ECLI:NL:RBZLY:2008:BD3177
Rechtbank Zwolle-Lelystad
- Kort geding
- Rechtspraak.nl
Opheffing van beslag en onrechtmatige daad in kort geding
In deze zaak heeft de Ontvanger van de Belastingdienst een kort geding aangespannen tegen de besloten vennootschap De Graaf van Vilsteren B.V. met als doel de opheffing van een conservatoir beslag dat door Van Vilsteren was gelegd op een onroerende zaak. De Ontvanger had een vordering op de heer A, die eigenaar was van de onroerende zaak, en had vier keer beslag gelegd ter verzekering van deze vordering. De heer A had de onroerende zaak inmiddels verkocht aan mevrouw B, maar het beslag van Van Vilsteren stond deze verkoop in de weg.

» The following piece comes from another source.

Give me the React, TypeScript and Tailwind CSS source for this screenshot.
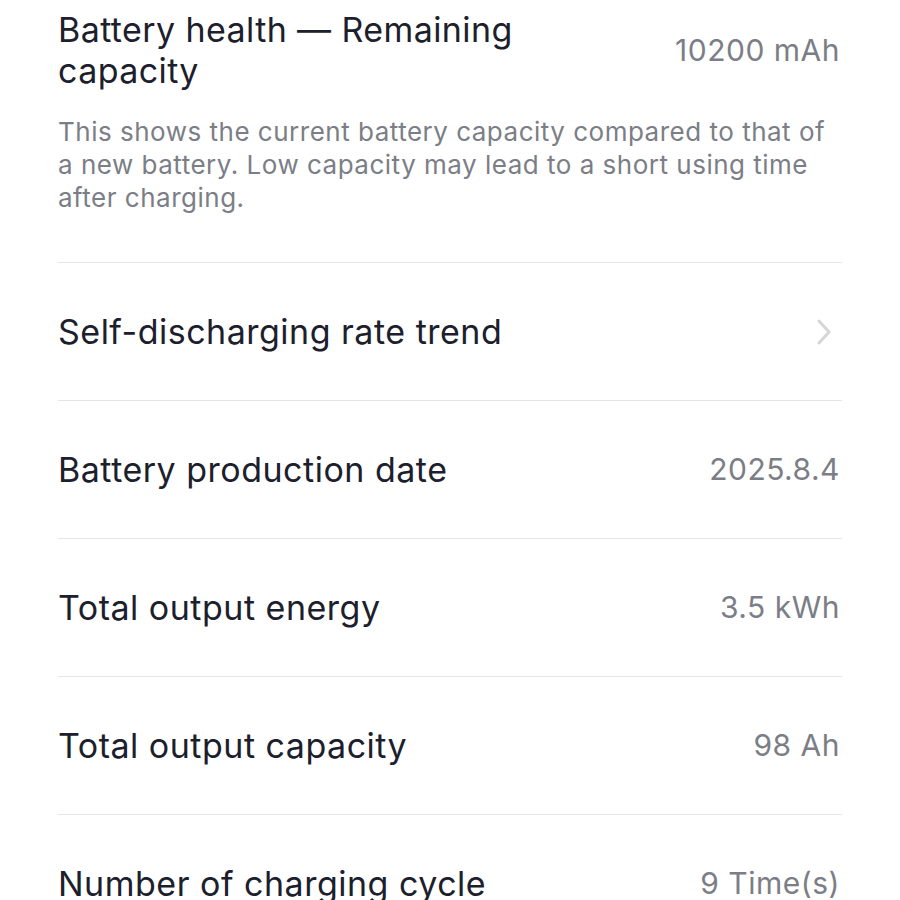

De voorzieningenrechter oordeelde dat de primaire vordering van de Ontvanger tot opheffing van het beslag werd afgewezen, omdat de Ontvanger niet had voldaan aan de vereisten van artikel 705 lid 3 juncto 435 lid 5 van het Wetboek van Burgerlijke Rechtsvordering (Rv). De Ontvanger had de heer A, de geëxecuteerde, niet in de procedure betrokken, wat noodzakelijk was voor de opheffing van het beslag.
De subsidiaire vordering van de Ontvanger tot veroordeling van Van Vilsteren tot doorhaling van het beslag werd echter toegewezen. De voorzieningenrechter oordeelde dat Van Vilsteren geen rechtens te respecteren belang meer had bij het beslag, aangezien de verkoop van de onroerende zaak aan mevrouw B zou plaatsvinden en de opbrengst niet voldoende zou zijn om de vordering van Van Vilsteren te voldoen. Van Vilsteren werd veroordeeld tot het doorhalen van het beslag binnen twee dagen na betekening van het vonnis, met een dwangsom van EUR 5.000 per dag bij niet-naleving, tot een maximum van EUR 50.000. Tevens werd Van Vilsteren in de proceskosten veroordeeld, die aan de zijde van de Ontvanger op EUR 1.172,00 werden begroot.